Over the past two years the District Attorney’s Office has reviewed 38 noise complaints for disturbing the peace but has only taken action in three cases.

“Even if the music is plain awful, it’s our belief that a citation rather than a misdemeanor strikes a more appropriate chord,” said District Attorney’s Office spokesperson Max Szabo.

Despite the numbers from the DA’s Office, street performers say the unofficial message sent by local cops is to stay away from the St. Francis.

A Spanish guitar player, who declined to provide his name, said police told him to stay away from the corner of Powell and Geary streets, which happens to be right next to the St. Francis.

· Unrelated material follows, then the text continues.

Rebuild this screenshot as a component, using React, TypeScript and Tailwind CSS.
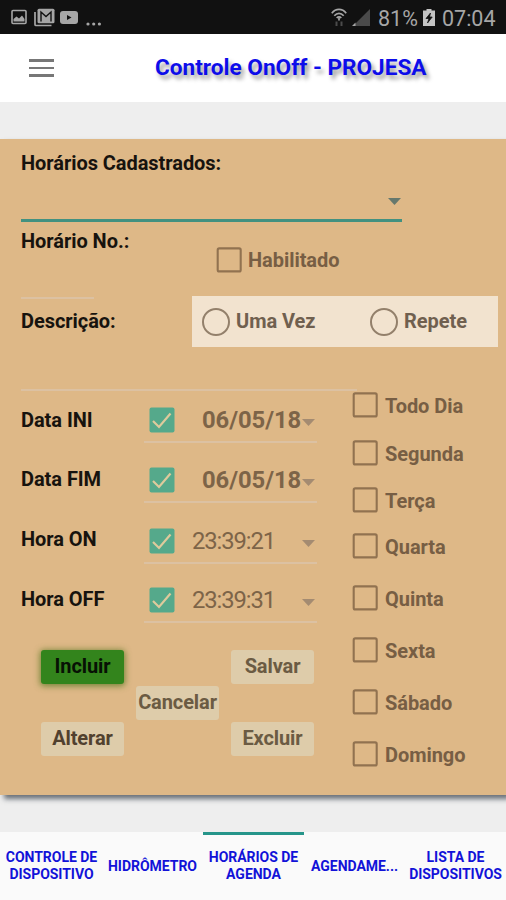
import React from 'react';
import clsx from 'clsx';

interface CheckBoxProps {
  checked?: boolean;
}

const CheckBox: React.FC<CheckBoxProps> = ({ checked }) => (
  <svg className="w-[26px] h-[26px] shrink-0" viewBox="0 0 26 26" fill="none">
    {checked ? (
      <>
        <rect x="0.5" y="0.5" width="25" height="25" rx="2" fill="#55a98b" />
        <path d="M4 14l6 6L21.5 6.5" stroke="#deca9c" strokeWidth="2.2" />
      </>
    ) : (
      <rect x="1.7" y="1.4" width="23" height="23" rx="1.5" stroke="#917250" strokeWidth="2.1" />
    )}
  </svg>
);

const Arrow: React.FC<{ className?: string }> = ({ className }) => (
  <svg className={clsx('w-[13px] h-[7px] shrink-0', className)} viewBox="0 0 13 7">
    <path d="M0 0h13L6.5 7z" fill="currentColor" />
  </svg>
);

const StatusBar: React.FC = () => (
  <div className="h-[34px] bg-[#111111] text-[#a6a6a6] flex items-center justify-between pl-[11px] pr-[10px]">
    <div className="flex items-center">
      {/* Picture */}
      <svg className="w-4 h-4" viewBox="0 0 16 16" fill="none">
        <rect x="1" y="1.5" width="14" height="13" rx="1" stroke="currentColor" strokeWidth="1.6" />
        <path d="M2.5 12.500V10l3-2.500L8 9.500l3-3L13.500 10v2.500z" fill="currentColor" />
      </svg>
      {/* Mail stack */}
      <svg className="w-[21px] h-[19px] ml-[7px]" viewBox="0 0 21 19" fill="none">
        <path d="M1 4v12.5a1 1 0 0 0 1 1h15.5" stroke="currentColor" strokeWidth="1.7" />
        <rect x="3.5" y="0.8" width="17" height="14.5" rx="1.5" fill="currentColor" />
        <path d="M7 13.500V4l5 4.500L17 4v9.500" stroke="#111111" strokeWidth="1.4" />
      </svg>
      {/* Video */}
      <svg className="w-[18px] h-[13px] ml-[5px]" viewBox="0 0 18 13">
        <rect width="18" height="13" rx="3" fill="currentColor" />
        <path d="M7 4v5l4.500-2.500z" fill="#111111" />
      </svg>
      <svg className="w-4 h-[14px] ml-[8px] mt-[4px]" viewBox="0 0 16 14" fill="currentColor">
        <circle cx="2" cy="12" r="1.6" />
        <circle cx="7.7" cy="12" r="1.6" />
        <circle cx="13.4" cy="12" r="1.6" />
      </svg>
    </div>
    <div className="flex items-center text-[21.5px] leading-none">
      {/* Wifi */}
      <svg className="w-4 h-[19px] mr-[5px]" viewBox="0 0 16 19" fill="none" stroke="currentColor" strokeWidth="1.7">
        <path d="M.8 5.2c4-5 10.400-5 14.400 0M3.300 7.800c2.800-3.200 6.600-3.200 9.400 0M5.700 10c1.400-1.500 3.200-1.500 4.600 0" />
        <path d="M8 9.500v3" />
        <path d="M5.500 18v-4.500M10.500 13.500V18" stroke="#4b4b4b" strokeWidth="2" />
      </svg>
      <svg className="w-[18px] h-[17px] mr-[8px]" viewBox="0 0 18 17">
        <path d="M18 0v17H1z" fill="#4a4a4a" />
        <path d="M3.500 13.500v3.500H0z" fill="#a6a6a6" />
      </svg>
      <span className="w-[39px] pt-1">81%</span>
      {/* Battery */}
      <svg className="w-3 h-[17px] ml-[6px] mr-[7px]" viewBox="0 0 12 17">
        <path d="M3.500 0h5v1.500H12V17H0V1.500h3.500z" fill="#c4c4c4" />
        <path d="M7.500 4L3 9.500h3L4.500 14 9.200 8H6.500z" fill="#111111" stroke="#111111" strokeWidth="0.8" />
      </svg>
      <span className="w-[54px] pt-1">07:04</span>
    </div>
  </div>
);

const PICKERS = [
  { label: 'Data INI', value: '06/05/18', time: false, row: 'h-[52px]', pad: 'pb-[11px]' },
  { label: 'Data FIM', value: '06/05/18', time: false, row: 'h-[60px]', pad: 'pb-[12px]' },
  { label: 'Hora ON', value: '23:39:21', time: true, row: 'h-[61px]', pad: 'pb-[13px]' },
  { label: 'Hora OFF', value: '23:39:31', time: true, row: 'h-[59px]', pad: 'pb-[12px]' },
];

const DAYS = [
  { name: 'Todo Dia', gap: 'mt-[1px]' },
  { name: 'Segunda', gap: 'mt-[22px]' },
  { name: 'Terça', gap: 'mt-[21px]' },
  { name: 'Quarta', gap: 'mt-[20px]' },
  { name: 'Quinta', gap: 'mt-[26px]' },
  { name: 'Sexta', gap: 'mt-[26px]' },
  { name: 'Sábado', gap: 'mt-[26px]' },
  { name: 'Domingo', gap: 'mt-[26px]' },
];

const TABS = ['CONTROLE DE DISPOSITIVO', 'HIDRÔMETRO', 'HORÁRIOS DE AGENDA', 'AGENDAME...', 'LISTA DE DISPOSITIVOS'];

interface ActionProps {
  label: string;
  className?: string;
}

const Action: React.FC<ActionProps> = ({ label, className }) => (
  <button className={clsx('w-[83px] h-[34px] rounded-[3px] font-bold text-[20px] tracking-[-0.100px] leading-none pb-0.5 whitespace-nowrap', className)}>
    {label}
  </button>
);

const App: React.FC = () => {
  return (
    <div className="w-[506px] h-[900px] bg-[#eeeeee] flex flex-col overflow-hidden font-['Roboto',sans-serif]">
      <StatusBar />

      <header className="h-[68px] bg-white flex items-center pl-[29px]">
        <button className="w-[25px] flex flex-col gap-[5px]">
          <span className="h-[2.500px] w-full bg-[#777777]" />
          <span className="h-[2.500px] w-full bg-[#777777]" />
          <span className="h-[2.500px] w-full bg-[#777777]" />
        </button>
        <h1 className="ml-[101px] text-[22.600px] font-bold text-[#0d0dea] whitespace-nowrap [text-shadow:3px_4px_4px_rgba(0,0,0,0.4)]">
          Controle OnOff - PROJESA
        </h1>
      </header>

      <main className="mt-[37px] h-[656px] bg-[#deb887] shadow-[4px_4px_5px_0px_rgba(60,70,80,0.75)] flex flex-col text-[20px] tracking-[-0.050px] leading-[24px] font-bold text-[#17130e]">
        {/* Registered schedules */}
        <section className="ml-[21px] w-[381px] h-[83px] pt-3 border-b-[3px] border-[#429180] flex flex-col">
          <span>Horários Cadastrados:</span>
          <Arrow className="self-end mt-[23px] mr-px text-[#66786d]" />
        </section>

        <section className="h-[126px] flex">
          <div className="w-[171px] ml-[21px] pt-[7px]">
            <div>Horário No.:</div>
            <div className="w-[73px] h-[2px] mt-[44px] bg-[#dcc1a2]" />
            <div className="mt-[10px]">Descrição:</div>
          </div>
          <div className="pt-[25px] text-[#775e44]">
            <label className="ml-[24px] flex items-center gap-[6px]">
              <CheckBox />
              Habilitado
            </label>
            <div className="mt-[23px] w-[306px] h-[51px] bg-[#f2e3cf] text-[#70604f] flex items-center pl-[10px]">
              <label className="w-[168px] flex items-center gap-[6px]">
                <span className="w-7 h-7 rounded-full border-2 border-[#93806b]" />
                <span className="pb-[2px]">Uma Vez</span>
              </label>
              <label className="flex items-center gap-[6px]">
                <span className="w-7 h-7 rounded-full border-2 border-[#93806b]" />
                <span className="pb-[2px]">Repete</span>
              </label>
            </div>
          </div>
        </section>

        <div className="ml-[21px] mt-[41px] w-[336px] h-[2px] bg-[#dcc1a2]" />

        <section className="flex">
          <div className="w-[352px]">
            {PICKERS.map((p) => (
              <div key={p.label} className={clsx('flex items-end pl-[21px]', p.row)}>
                <span className={clsx('w-[123px]', p.pad)}>{p.label}</span>
                <div className="w-[173px] h-[36px] border-b-2 border-[#dcc1a2] flex pl-[5px] pr-px text-[#7d6448]">
                  <CheckBox checked />
                  {p.time ? (
                    <span className="ml-[17px] mt-[1px] w-[110px] text-[23.800px] font-normal tracking-[-1.100px]">{p.value}</span>
                  ) : (
                    <span className="ml-[27px] mt-[1px] w-[100px] text-[23.800px] whitespace-nowrap">{p.value}</span>
                  )}
                  <Arrow className="mt-[12px] text-[#a48b71]" />
                </div>
              </div>
            ))}

            {/* Actions */}
            <div className="mt-[27px] ml-[41px] w-[273px] flex flex-col text-[#6b5b43]">
              <div className="flex justify-between">
                <Action label="Incluir" className="bg-[#33841c] text-[#071104] shadow-[0_1px_6px_1px_rgba(70,110,20,0.7)]" />
                <Action label="Salvar" className="bg-[#deccaa]" />
              </div>
              <Action label="Cancelar" className="bg-[#deccaa] ml-[95px] mt-[2px]" />
              <div className="mt-[2px] flex justify-between">
                <Action label="Alterar" className="bg-[#deccaa] text-[#51412f]" />
                <Action label="Excluir" className="bg-[#deccaa]" />
              </div>
            </div>
          </div>

          <div className="flex flex-col text-[#775e44]">
            {DAYS.map((day) => (
              <label key={day.name} className={clsx('flex items-center gap-[7px] h-[26px]', day.gap)}>
                <CheckBox />
                <span className="pt-[1px]">{day.name}</span>
              </label>
            ))}
          </div>
        </section>
      </main>

      <nav className="mt-auto h-[68px] pl-px bg-[#fafafa] grid grid-cols-5 text-[14px] leading-[17px] tracking-[-0.030px] font-bold text-[#1212d8] text-center">
        {TABS.map((tab, i) => (
          <button
            key={tab}
            className={clsx('flex items-center justify-center border-t-[3px] pb-[3px]', i === 2 ? 'border-[#26958a]' : 'border-transparent')}
          >
            {tab}
          </button>
        ))}
      </nav>
    </div>
  );
};

export default App;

Another performer, Kevin Hirt, was cited Nov. 23 and had his keyboard and amp seized, according Meisels. Hirt told Meisels that the officer said his captain, Capt. David Lazar, had called the officer from home and told him to take the instruments. The citation has a Dec. 30 appearance date, which means Hirt has no chance of getting his instrument back until the New Year.

Another musician, Brian Compton, has launched a crowdfunding page to raise money for legal fees to fight the seizure of his instrument.

“After nearly 30 years of performing music on the sidewalks of San Francisco, the San Francisco Police Dept. recently banned my music trio from performing at our famous Union Square location,” Compton wrote on the GoFundMe page he created. Drummer Larry Hunt also had his equipment taken away without receiving a citation.

Despite the ongoing issues facing street musicians, Wilson still heads downtown every day with his band. After all, Union Square is a prime place to perform.

“You are in a high-end area. You don’t get no bigger than Union Square in downtown San Francisco,” he said.

In the meantime, performing should be less of an issue for Wilson. Police have finally agreed to give back his instruments — a month after the first seizure.